Discussion covered clauses 18, 24, 27 30, 31, and 34 of the Bill. The House of Lords voted on three amendments.
Report stage continues on Wednesday 26 October.
Amendment 57C, moved by Baroness Jones of Whitcurch, sought to ensure that all pupils receive careers advice from year 8 onwards. ‘This is the year that the majority of pupils turn 14 and start to make decisions about their study options for GCSE, and it is vital that they understand the implications of those choices for their future careers,’ Baroness Jones explained, moving the amendment.
Seeking to test the opinion of the House, Baroness Jones said: ‘There is too much reliance on research and on data about how the new careers advice service will be monitored in the future, but young people need a provision and guarantees now. They need guarantees that they will have access to someone on a personalised basis and that they will be given advice by a qualified practitioner. We do not accept that the Minister has given sufficient guarantees.’
The amendment was defeated by 169 votes to 233.
Amendment 58, also moved by Baroness Jones, seeking to ensure that careers advice for pupils in schools was provided qualified staff from accredited service providers was also defeated. The House of Lords voted against the amendment by 225 votes to 161.
The House of Lords also defeated amendment 63A, moved by Baroness Hughes of Stretford, which sought to insert a duty to ensure fair access to opportunity for education to the schools admission code. Moving the amendment, Baroness Hughes explained: ‘There should be a duty outside the school system itself – that is, in the admissions code and with the Secretary of State – to ensure that that fairness is really built into the system and that the system is really operating in that way.’
The amendment was defeated by 118 votes to 44.
The first day of debate, on Tuesday 18 October, provided the first opportunity for the Lords to vote on any amendments to the Bill, following grand committee on the Bill, which finished on 4 October. The House voted on two amendments.
The House of Lords defeated amendments concerning the powers of school staff to search pupils – by 244 votes to 171; and the exclusion of pupils from school – by 170 votes to 138.
The House of Lords does not vote on amendments to a Bill during grand committee – unlike committee stage in the chamber.

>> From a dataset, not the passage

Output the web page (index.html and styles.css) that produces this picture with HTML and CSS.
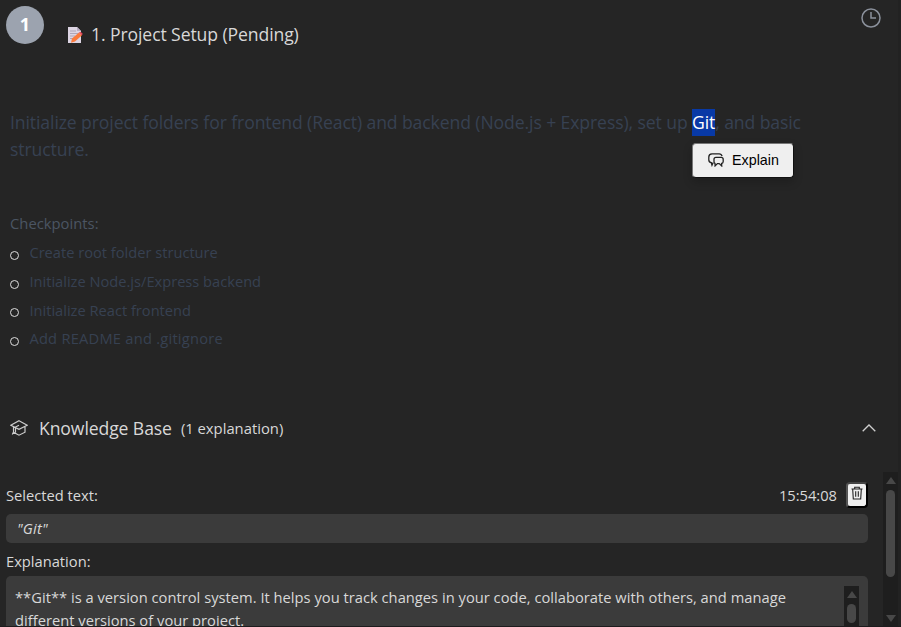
FILE: index.html
```html
<!DOCTYPE html>
<html lang="en">
<head>
<meta charset="utf-8">
<title>Project Setup</title>
<link rel="stylesheet" href="styles.css">
</head>
<body>
<main class="panel">
  <header class="step-header">
    <span class="step-number">1</span>
    <svg class="memo" viewBox="0 0 16 16"><path d="M1 0h9l4 4v12H1z" fill="#ddd5e3"/><path d="M10 0l4 4h-4z" fill="#b9aec4"/><path d="M3 4h6M3 6.500h8M3 9h5M3 11.500h3" stroke="#afa6b8" stroke-width="1"/><path d="M5 11.500L12 5.500l2.800 3L8 14.500l-4 1.200z" fill="#fb7a3c"/><path d="M12 5.500l1.500-.7 2.200 2-.9 1.700z" fill="#e64b5d"/></svg>
    <h1 class="step-title">1. Project Setup (Pending)</h1>
    <svg class="clock" viewBox="0 0 20 20"><circle cx="10" cy="10" r="9"/><path d="M10 4v6h5"/></svg>
  </header>

  <p class="description">Initialize project folders for frontend (React) and backend (Node.js + Express), set up <span class="selection">Git<button class="explain"><svg viewBox="0 0 16 14"><path d="M5.200 9.600L4 12.200 3.300 9.700C1.600 9.500.8 8.600.8 6.800V4C.8 1.900 1.900.9 4 .8h7.200c1.600 0 2.500.8 2.900 2.400"/><path d="M8 4.400h5.100c1.400 0 2.100.8 2.100 2.100v1.900c0 1.200-.6 1.900-1.600 2.100l.1 2.400-2.500-2.300H9.400l-2.300 2.300-.1-2.500C6.200 10.100 6 9.600 6 8.400V6.300c0-1.200.6-1.900 2-1.900z"/></svg><span>Explain</span></button></span>, and basic<br>structure.</p>

  <section class="checkpoints">
    <h2>Checkpoints:</h2>
    <ul>
      <li>Create root folder structure</li>
      <li>Initialize Node.js/Express backend</li>
      <li>Initialize React frontend</li>
      <li class="wide">Add README and .gitignore</li>
    </ul>
  </section>

  <div class="kb-header">
    <svg class="cap" viewBox="0 0 18 16"><path d="M9 .8l8.200 4.400L9 9.400.8 5.200zM3.500 7v5.300L9 15.200l6-3V7M9 5.200L5.500 7v5.500M3.500 12l-1.200 2.500"/></svg>
    <h2 class="kb-title">Knowledge Base</h2>
    <span class="kb-count">(1 explanation)</span>
    <svg class="chevron" viewBox="0 0 14 8"><path d="M.7 7.300L7 1l6.300 6.300"/></svg>
  </div>

  <section class="kb-body">
    <div class="entry">
      <div class="entry-head">
        <span class="label">Selected text:</span>
        <time class="time">15:54:08</time>
        <button class="delete"><svg viewBox="0 0 12 14"><path d="M.5 3h11M3.700 2.800V1.200h4.600v1.600M1.700 3.200l.6 9.800h7.400l.6-9.800M4.700 5.200v5.500M7.300 5.200v5.500"/></svg></button>
      </div>
      <div class="quote">"Git"</div>
      <div class="label explanation-label">Explanation:</div>
      <div class="answer">
        <div class="answer-text">**Git** is a version control system. It helps you track changes in your code, collaborate with others, and manage<br>different versions of your project.</div>
        <div class="scroll inner"><i class="up"></i><i class="thumb"></i></div>
      </div>
    </div>
    <div class="scroll outer"><i class="up"></i><i class="thumb"></i><i class="down"></i></div>
  </section>
</main>
</body>
</html>
```
FILE: styles.css
```css
* { box-sizing: border-box; }
body {
  margin: 0;
  background: #252525;
  color: #d8d8d8;
  font-family: "Open Sans", "Noto Sans", sans-serif;
  overflow: hidden;
}
h1, h2, p, ul { margin: 0; padding: 0; font-weight: 400; }
svg { display: block; fill: none; flex: none; }
button { font-family: "Liberation Sans", sans-serif; padding: 0; }
.panel {
  height: 627px;
  display: flex;
  flex-direction: column;
  overflow: hidden;
  white-space: nowrap;
  border-right: 3px solid #222;
  border-bottom: 1px solid #1d1b1d;
}
.step-header { height: 109px; display: flex; align-items: flex-start; padding: 6px 17px 0 6px; }
.step-number {
  width: 38px; height: 38px; border-radius: 50%;
  background: #9ca3af; color: #fff;
  font-size: 18px; font-weight: 700; line-height: 37px; text-align: center;
}
.memo { width: 16px; height: 16px; margin: 21px 0 0 23px; }
.step-title { margin: 15px 0 0 8px; font-size: 17.600px; line-height: 26px; letter-spacing: -.1px; }
.clock { width: 20px; height: 20px; margin: 2px 0 0 auto; stroke: #8b919c; stroke-width: 1.500; }
.description { height: 103px; padding-left: 10px; font-size: 17.600px; line-height: 27px; letter-spacing: -.1px; color: #374152; }
.selection { position: relative; display: inline-block; height: 27px; vertical-align: top; background: #0839a6; color: #fff; }
.explain {
  position: absolute; left: 0; top: 34px; z-index: 2;
  width: 102px; height: 35px;
  display: flex; align-items: center; gap: 8px; padding: 0 0 1px 15px;
  background: #efefef; color: #000;
  border: 1px solid #111; border-top-color: #777; border-left-color: #777; border-radius: 4px;
  box-shadow: 0 4px 10px rgba(0, 0, 0, .2);
  font-size: 14.300px; letter-spacing: 0;
}
.explain svg { width: 16px; height: 14px; stroke: #222; stroke-width: 1.300; }
.checkpoints { height: 194px; padding-left: 10px; font-size: 14.650px; color: #374152; }
.checkpoints h2 { font-size: 14.800px; line-height: 22px; color: #4b5563; margin-bottom: 4px; }
.checkpoints ul { list-style: none; }
.checkpoints li { height: 28.700px; line-height: 28px; display: flex; align-items: center; }
.checkpoints .wide { letter-spacing: .25px; }
.checkpoints li::before {
  content: ""; width: 7px; height: 7px; margin: 6px 10px 0 1px;
  margin-right: 10.500px; margin-left: .5px;
  border: 1.500px solid #ddd; border-radius: 50%;
}
.checkpoints li { position: relative; left: -.6px; }
.kb-header { height: 66px; display: flex; align-items: center; padding: 0 22px 23px 10px; }
.cap { width: 18px; height: 16px; stroke: #ccc; stroke-width: 1.200; margin-right: 11px; }
.kb-title { font-size: 17.600px; line-height: 24px; letter-spacing: -.1px; }
.kb-count { font-size: 14.800px; margin: 1px 0 0 9px; }
.chevron { width: 14px; height: 8px; margin-left: auto; stroke: #d0d0d0; stroke-width: 1.300; }
.kb-body { flex: 1; display: flex; min-height: 0; overflow: hidden; font-size: 14.700px; }
.entry { flex: 1; padding: 9px 15px 0 6px; }
.entry-head { display: flex; align-items: center; height: 27px; }
.time { margin-left: auto; }
.delete {
  width: 22px; height: 26px; margin: 1px 0 0 9px;
  display: flex; align-items: center; justify-content: center;
  background: #efefef; border: 2px solid #000; border-top-color: #444; border-left-color: #555; border-radius: 4px;
}
.delete svg { width: 12px; height: 14px; margin-top: -4px; stroke: #222; stroke-width: 1.100; }
.quote { height: 29px; margin-top: 6px; padding-left: 11px; line-height: 29px; font-style: italic; letter-spacing: .2px; background: #3b3b3b; border-radius: 5px; }
.explanation-label { height: 33px; line-height: 37px; }
.answer { height: 80px; display: flex; justify-content: space-between; padding: 10px 9px 0 9px; background: #3b3b3b; border-radius: 5px; }
.answer-text { line-height: 23px; letter-spacing: .015px; }
.scroll { width: 15px; background: #1e1e1e; display: flex; flex-direction: column; align-items: center; }
.scroll i { display: block; flex: none; }
.up { border: 5px solid transparent; border-top: 0; border-bottom: 7px solid #484848; margin: 5px 0 6px; }
.down { border: 5px solid transparent; border-bottom: 0; border-top: 7px solid #484848; margin: auto 0 4px; }
.thumb { width: 9px; background: #484848; border-radius: 5px; }
.inner .thumb { height: 19px; }
.outer .thumb { height: 87px; }
```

Amendments to Bills in grand committee can be agreed to or rejected without voting, and usually concern issues on which there is clear agreement.

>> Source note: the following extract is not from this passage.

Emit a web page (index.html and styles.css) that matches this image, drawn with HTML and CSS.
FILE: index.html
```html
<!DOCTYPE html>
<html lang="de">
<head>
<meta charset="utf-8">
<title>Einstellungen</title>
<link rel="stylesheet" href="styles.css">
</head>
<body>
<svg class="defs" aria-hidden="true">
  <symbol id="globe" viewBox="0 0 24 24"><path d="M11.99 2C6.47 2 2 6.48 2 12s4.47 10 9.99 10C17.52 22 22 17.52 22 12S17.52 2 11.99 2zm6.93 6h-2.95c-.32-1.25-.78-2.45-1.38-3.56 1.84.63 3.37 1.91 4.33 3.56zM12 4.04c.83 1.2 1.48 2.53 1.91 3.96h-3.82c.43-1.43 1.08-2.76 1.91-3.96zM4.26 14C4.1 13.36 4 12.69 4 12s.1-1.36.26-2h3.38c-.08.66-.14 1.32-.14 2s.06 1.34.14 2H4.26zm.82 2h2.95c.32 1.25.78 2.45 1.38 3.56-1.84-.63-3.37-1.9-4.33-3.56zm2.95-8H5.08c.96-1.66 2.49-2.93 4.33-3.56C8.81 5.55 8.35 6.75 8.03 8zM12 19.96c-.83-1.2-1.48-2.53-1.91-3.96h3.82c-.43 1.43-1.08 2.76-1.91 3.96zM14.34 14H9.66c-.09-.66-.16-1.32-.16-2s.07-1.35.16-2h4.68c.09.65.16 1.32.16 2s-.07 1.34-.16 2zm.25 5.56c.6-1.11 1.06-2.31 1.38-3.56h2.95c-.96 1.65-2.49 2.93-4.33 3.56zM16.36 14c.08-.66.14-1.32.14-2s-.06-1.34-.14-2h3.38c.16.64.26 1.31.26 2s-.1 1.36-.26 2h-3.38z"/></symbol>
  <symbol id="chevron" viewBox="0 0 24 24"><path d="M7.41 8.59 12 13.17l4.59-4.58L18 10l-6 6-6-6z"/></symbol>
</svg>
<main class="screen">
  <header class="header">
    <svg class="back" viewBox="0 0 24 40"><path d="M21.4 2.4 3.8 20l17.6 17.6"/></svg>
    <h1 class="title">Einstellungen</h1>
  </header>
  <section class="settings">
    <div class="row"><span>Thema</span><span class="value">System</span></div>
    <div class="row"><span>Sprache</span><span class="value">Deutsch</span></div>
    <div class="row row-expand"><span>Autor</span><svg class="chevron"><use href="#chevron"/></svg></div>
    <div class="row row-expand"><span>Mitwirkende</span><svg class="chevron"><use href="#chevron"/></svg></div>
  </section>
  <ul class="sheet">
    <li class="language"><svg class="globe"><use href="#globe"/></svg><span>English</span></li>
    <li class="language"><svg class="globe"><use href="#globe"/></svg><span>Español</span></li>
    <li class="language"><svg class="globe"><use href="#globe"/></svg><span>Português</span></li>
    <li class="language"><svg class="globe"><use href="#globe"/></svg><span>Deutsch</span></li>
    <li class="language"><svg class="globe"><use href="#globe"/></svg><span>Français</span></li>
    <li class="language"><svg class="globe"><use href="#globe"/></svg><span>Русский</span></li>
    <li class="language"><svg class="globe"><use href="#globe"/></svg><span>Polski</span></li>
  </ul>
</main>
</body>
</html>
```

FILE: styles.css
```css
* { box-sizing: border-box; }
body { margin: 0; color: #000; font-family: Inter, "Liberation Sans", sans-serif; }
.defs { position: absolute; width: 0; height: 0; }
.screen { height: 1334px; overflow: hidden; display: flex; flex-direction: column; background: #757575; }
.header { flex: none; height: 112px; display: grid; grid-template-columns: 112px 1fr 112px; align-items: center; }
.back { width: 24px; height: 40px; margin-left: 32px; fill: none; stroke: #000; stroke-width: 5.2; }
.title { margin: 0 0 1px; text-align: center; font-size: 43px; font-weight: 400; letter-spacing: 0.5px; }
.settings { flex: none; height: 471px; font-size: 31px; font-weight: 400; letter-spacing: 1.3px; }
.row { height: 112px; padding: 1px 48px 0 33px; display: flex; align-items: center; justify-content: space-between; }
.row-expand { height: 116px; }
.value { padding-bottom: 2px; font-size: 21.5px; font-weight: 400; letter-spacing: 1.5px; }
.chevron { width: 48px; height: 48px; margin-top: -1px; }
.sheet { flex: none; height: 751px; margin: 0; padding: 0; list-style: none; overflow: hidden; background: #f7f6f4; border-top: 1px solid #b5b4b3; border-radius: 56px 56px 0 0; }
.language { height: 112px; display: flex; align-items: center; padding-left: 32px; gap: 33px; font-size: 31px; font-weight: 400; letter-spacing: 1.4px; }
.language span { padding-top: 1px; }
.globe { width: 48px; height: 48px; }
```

The wide-ranging Bill seeks to implement the legislative proposals in the Department for Education’s White Paper, 'The Importance of Teaching' and measures from the Department for Business, Innovation and Skills relating to the reform of higher education funding. The Bill:
- provides for the introduction of targeted free early years care for children under compulsory school age
- makes changes to provisions on school discipline, and places restrictions on the public reporting of allegations made against teachers
- abolishes five quangos: the General Teaching Council for England, the Training and Development Agency for Schools, the School Support Staff Negotiating Body, the Qualifications and Curriculum Development Agency and the Young Person’s Learning Agency and gives new powers to the Secretary of State as a consequence of some of these changes
- removes certain duties on school governing bodies, local authorities and further education institutions, including the duty on local authorities to appoint school improvement partners
- makes changes to the arrangements for setting up new schools, and amends the Academies Act 2010 to make provision for 16 to 19 academies and alternative provision academies
- includes measures relating to school admissions, school meals, composition of school governing bodies, school inspection, school finance and permitted charges.

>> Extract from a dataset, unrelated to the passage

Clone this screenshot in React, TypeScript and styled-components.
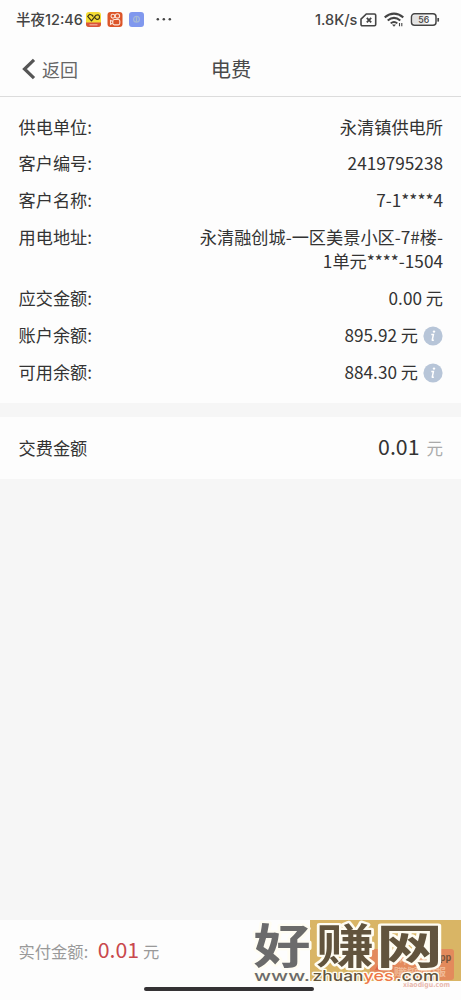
import React from 'react';
import styled, { createGlobalStyle } from 'styled-components';

const Global = createGlobalStyle`
  * { box-sizing: border-box; }
  body {
    margin: 0;
    background: #f6f6f6;
    font-family: "Noto Sans CJK SC", "Noto Sans", sans-serif;
    color: #333;
  }
`;

const Screen = styled.div`
  width: 461px;
  height: 1000px;
  display: flex;
  flex-direction: column;
  background: #f6f6f6;
  overflow: hidden;
`;

const StatusBar = styled.div`
  height: 40px;
  flex: none;
  background: #fdfdfd;
  display: flex;
  align-items: center;
  justify-content: space-between;
  padding: 0 21px 0 16px;
`;

const StatusGroup = styled.div<{ $gap: number }>`
  display: flex;
  align-items: center;
  gap: ${(p) => p.$gap}px;
`;

const StatusText = styled.span<{ $width: number }>`
  width: ${(p) => p.$width}px;
  font-family: Inter, "Noto Sans CJK SC", sans-serif;
  font-size: 14.5px;
  line-height: 20px;
  font-weight: 500;
  color: #444;
  white-space: nowrap;
`;

const Header = styled.header`
  height: 57px;
  flex: none;
  background: #fdfdfd;
  border-bottom: 1px solid #dcdcdc;
  display: grid;
  grid-template-columns: 1fr auto 1fr;
  align-items: center;
  padding: 0 21px 0 22px;
`;

const Back = styled.div`
  display: flex;
  align-items: center;
  gap: 6px;
  font-size: 18px;
  line-height: 26px;
  color: #666;
  padding-top: 2px;
`;

const Title = styled.div`
  font-size: 20.3px;
  line-height: 28px;
  color: #4a4a4a;
  padding-bottom: 1px;
`;

const Details = styled.section`
  height: 306px;
  flex: none;
  background: #fdfdfd;
  padding: 17.6px 18px 0 18.5px;
  display: flex;
  flex-direction: column;
  gap: 12.5px;
`;

const Row = styled.div`
  display: flex;
  justify-content: space-between;
  font-size: 17.2px;
  line-height: 24.3px;
`;

const Value = styled.div`
  display: flex;
  align-items: center;
  gap: 5px;
  text-align: right;
  white-space: pre-line;
`;

const PayRow = styled.section`
  height: 62px;
  flex: none;
  margin-top: 14px;
  padding: 0 18px 2px 18.5px;
  background: #fdfdfd;
  display: flex;
  align-items: center;
  justify-content: space-between;
  font-size: 17.2px;
`;

const Amount = styled.div`
  display: flex;
  align-items: baseline;
  gap: 7px;
  padding-bottom: 2px;
`;

const Figure = styled.span`
  font-size: 21.3px;
  line-height: 30px;
  color: #333;
`;

const Unit = styled.span`
  font-size: 16.5px;
  line-height: 24px;
  color: #aaa;
`;

const Footer = styled.footer`
  position: relative;
  margin-top: auto;
  height: 80px;
  flex: none;
  background: #fdfdfd;
  padding: 12px 18px 0 18.5px;
`;

const Total = styled.div`
  display: flex;
  align-items: baseline;
  font-size: 16.3px;
  line-height: 34px;
  color: #999;
`;

const TotalFigure = styled.span`
  font-size: 21.3px;
  color: #c9484c;
  margin: 0 4px 0 9.5px;
`;

const HomeBar = styled.div`
  position: absolute;
  left: 144px;
  bottom: 9px;
  width: 170px;
  height: 4px;
  border-radius: 2px;
  background: #343234;
`;

const Watermark = styled.svg`
  position: absolute;
  right: 0;
  top: 0;
  display: block;
  overflow: visible;
`;

const InfoBadge = styled.svg`
  flex: none;
  margin-top: 2px;
`;

const InfoIcon = () => (
  <InfoBadge width="20" height="20" viewBox="0 0 20 20">
    <circle cx="10" cy="10" r="9.6" fill="#b7c5d8" />
    <circle cx="11" cy="5.6" r="1.2" fill="#fff" />
    <path d="M8.3 8.6h2.1l-1.1 5.2q-.2 1 1.5.1" fill="none" stroke="#fff" strokeWidth="1.5" />
  </InfoBadge>
);

const AppIcons = () => (
  <svg width="87" height="16" viewBox="0 0 87 16">
    <rect width="15" height="15" y="0" rx="3" fill="#f4dc35" />
    <path d="M0 10.5h15v1.500a3 3 0 0 1-3 3H3a3 3 0 0 1-3-3z" fill="#d9533b" />
    <path d="M3.5 12.800h8" stroke="#f6b09a" strokeWidth="1.2" />
    <path d="M7.300 4.500L5.800 3 3.500 2.300 1.700 4.300 5.500 8.800 10 3.200Q13.500 2 13.500 5T10.300 7.200L8.800 5.600" fill="none" stroke="#3b3418" strokeWidth="1.2" strokeLinejoin="round" />
    <rect x="21.5" y="0" width="15" height="15" rx="3" fill="#dc5529" />
    <g fill="none" stroke="#fbe3d8" strokeWidth="1.1">
      <circle cx="26.9" cy="4.2" r="1.9" />
      <circle cx="31.4" cy="3.900" r="2.2" />
      <rect x="26.8" y="7.500" width="7" height="5.400" rx="1.6" />
      <path d="M26.8 9.500l-2.3-1.2v4l2.3-1.2" />
    </g>
    <rect x="43" y="0" width="15" height="15" rx="3" fill="#8098ee" />
    <circle cx="50.5" cy="7.3" r="2.9" fill="none" stroke="#a5b9d8" strokeWidth="1.2" />
    <path d="M50.5 5.200v4.500" stroke="#a9bfc9" strokeWidth="1.2" />
    <g fill="#444">
      <circle cx="71.8" cy="7.3" r="1.25" />
      <circle cx="77.8" cy="7.3" r="1.25" />
      <circle cx="83.8" cy="7.3" r="1.25" />
    </g>
  </svg>
);

const SignalIcons = () => (
  <svg width="80" height="16" viewBox="0 0 80 16" fill="none" stroke="#444">
    <path d="M6.3 2h8.2a1.2 1.2 0 0 1 1.2 1.2v9.4a1.2 1.2 0 0 1-1.2 1.2H2.2A1.2 1.2 0 0 1 1 12.600V7.200z" strokeWidth="1.6" />
    <path d="M6.800 5.900l4.400 4.400M11.200 5.900L6.800 10.300" strokeWidth="1.800" />
    <path d="M24.700 5.300Q34 -1.900 43.300 5.300" strokeWidth="2.100" />
    <path d="M27.700 8.500Q34 3.300 40.300 8.500" strokeWidth="2.100" />
    <path d="M30.700 11.400Q34 8.400 37.300 11.400" strokeWidth="1.900" />
    <path d="M32 12.400h4L34 14.800z" fill="#444" stroke="none" />
    <path d="M39.500 11v3.300M41.800 11v3.300" strokeWidth="1.100" />
    <rect x="51.500" y="1.800" width="24.500" height="11.500" rx="3" strokeWidth="1.500" />
    <rect x="53" y="3.300" width="12" height="8.500" rx="1" fill="#e2e2e2" stroke="none" />
    <path d="M78.200 6v3.600" strokeWidth="1.700" />
    <text x="63.800" y="10.800" textAnchor="middle" fontFamily="Inter, sans-serif" fontSize="9" fontWeight="500" textLength="11" lengthAdjust="spacingAndGlyphs" fill="#444" stroke="none">56</text>
  </svg>
);

const SiteMark = () => (
  <Watermark width="211" height="70" viewBox="0 0 211 70">
    <rect x="60" width="151" height="61" fill="#d9b565" />
    <rect x="120" y="29" width="84" height="31" rx="3" fill="#e38a5c" />
    <path d="M125 50l10-19 9 15-7-2-5 7z" fill="#df6549" />
    <g fontFamily="Noto Sans CJK SC, sans-serif" fontWeight="700">
      <text x="136" y="43" fontSize="13" fill="#edb08b">小嘀咕</text>
      <text x="184" y="41" fontSize="9" fill="#77543a">App</text>
      <text x="144" y="56" fontSize="10" textLength="52" fill="#f0ba97">赚钱项目线报</text>
    </g>
    <text x="153" y="67" fontFamily="DejaVu Sans, sans-serif" fontSize="7" fontWeight="700" textLength="47" lengthAdjust="spacingAndGlyphs" fill="#e9b9ae">xiaodigu.com</text>
    <g
      fontFamily="Noto Sans CJK SC, sans-serif"
      fontSize="47"
      fontWeight="700"
      stroke="#fffdf3"
      strokeWidth="4.500"
      strokeLinejoin="round"
      paintOrder="stroke"
    >
      <text x="3.500" y="42.500" textLength="57" lengthAdjust="spacingAndGlyphs" fill="#6b6b6b">好</text>
      <text x="66" y="42.500" textLength="58" lengthAdjust="spacingAndGlyphs" fill="#62543d">赚</text>
      <text x="126" y="42.500" textLength="67" lengthAdjust="spacingAndGlyphs" fill="#62543d">网</text>
    </g>
    <g
      fontFamily="Inter, sans-serif"
      fontSize="14.500"
      fontWeight="500"
      stroke="#fffdf3"
      strokeWidth="2.500"
      strokeLinejoin="round"
      paintOrder="stroke"
    >
      <text x="4" y="61" textLength="56" lengthAdjust="spacingAndGlyphs" fill="#6b6b6b">www.</text>
      <text x="62.500" y="61" textLength="51" lengthAdjust="spacingAndGlyphs" fill="#62543d">zhuan</text>
      <text x="113.500" y="61" textLength="30" lengthAdjust="spacingAndGlyphs" fill="#ee7748">yes</text>
      <text x="146" y="61" textLength="43" lengthAdjust="spacingAndGlyphs" fill="#62543d">.com</text>
    </g>
  </Watermark>
);

const details: { label: string; value: string; info?: boolean }[] = [
  { label: '供电单位:', value: '永清镇供电所' },
  { label: '客户编号:', value: '2419795238' },
  { label: '客户名称:', value: '7-1****4' },
  { label: '用电地址:', value: '永清融创城-一区美景小区-7#楼-\n1单元****-1504' },
  { label: '应交金额:', value: '0.00 元' },
  { label: '账户余额:', value: '895.92 元', info: true },
  { label: '可用余额:', value: '884.30 元', info: true },
];

export default function App() {
  return (
    <>
      <Global />
      <Screen>
        <StatusBar>
          <StatusGroup $gap={3}>
            <StatusText $width={67}>半夜12:46</StatusText>
            <AppIcons />
          </StatusGroup>
          <StatusGroup $gap={2}>
            <StatusText $width={43}>1.8K/s</StatusText>
            <SignalIcons />
          </StatusGroup>
        </StatusBar>
        <Header>
          <Back>
            <svg width="14" height="22" viewBox="0 0 14 22">
              <path d="M12 1.800L2.500 11l9.500 9.200" fill="none" stroke="#555" strokeWidth="3.200" />
            </svg>
            返回
          </Back>
          <Title>电费</Title>
        </Header>
        <Details>
          {details.map((d) => (
            <Row key={d.label}>
              <span>{d.label}</span>
              <Value>
                {d.value}
                {d.info && <InfoIcon />}
              </Value>
            </Row>
          ))}
        </Details>
        <PayRow>
          <span>交费金额</span>
          <Amount>
            <Figure>0.01</Figure>
            <Unit>元</Unit>
          </Amount>
        </PayRow>
        <Footer>
          <Total>
            实付金额:
            <TotalFigure>0.01</TotalFigure>
            元
          </Total>
          <SiteMark />
          <HomeBar />
        </Footer>
      </Screen>
    </>
  );
}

A Lords Library note provides background information on the Bill and summarises the Bill’s stages in the House of Commons.
A report of the Joint Committee on Human Rights published on 13 June made a number of recommendations in relation to the powers in the Bill for teachers to search pupils.
Passage of a Bill
Report stage gives all Members of the Lords further opportunity to consider all amendments – proposals for change – to a Bill.